After 11 years as president of the Paisley Art Institute, the artist has been elected as the new president of the Glasgow Art Club
How has your style evolved over the years?
I tend not to think along the lines of style or trying to achieve a style – that would seem manufactured and forced to me. My work is diverse, from figurative to abstract landscape, and the quirky, satirical ‘Sniffy’ character. A main feature is tongue-in-cheek supported by vibrant colour.
Who or what are your biggest influences?
Velazquez, Picasso and Francis Bacon, for their craft, finesse and quirky, adventurous genius.
Who is your design hero?
Charles Rennie Mackintosh.
What’s your favourite building?
The Great Pyramid at Giza, for its monumentality, the purity of its lines and its relationship with the immediate environment and the astral sky. It is full of mystery, and a testament to the imagination and aspirations of mankind.
Describe your dream home
I’m happy where I am. But if I could have a dream holiday retreat, a modern Deco building with a large glazed studio in the sunny south of France would be all right.

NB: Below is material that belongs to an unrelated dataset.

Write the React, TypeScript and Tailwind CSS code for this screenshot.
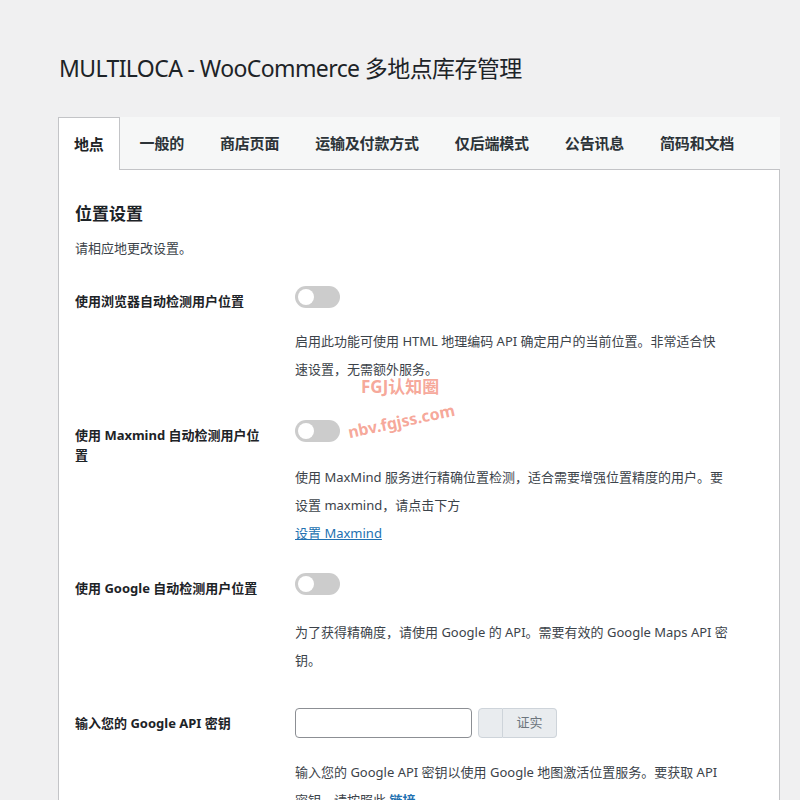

What is your own home like?
It’s an aged villa. The spacious, airy rooms have deep cornices and Victorian, Art Nouveau and Edwardian fireplaces, with period furniture to match.
What makes a home?
Your loved ones (which includes the four-legged variety). Having a collection of works by other artists helps too.
How do you relax?
Eating out and socialising with other like-minded arty people. And doing a bit of gardening on occasion.
Which iconic interior product do you wish you had designed?
My Panasonic bread machine: it gives consistent fresh results with very little effort.
What are you sitting on right now?
A Victorian two-seater couch with lion-headed armrests.
What is Scotland’s greatest attribute?
Its rainfall – it makes good tea and great whisky. The weather also forges its friendliness, humour and independent tenacity.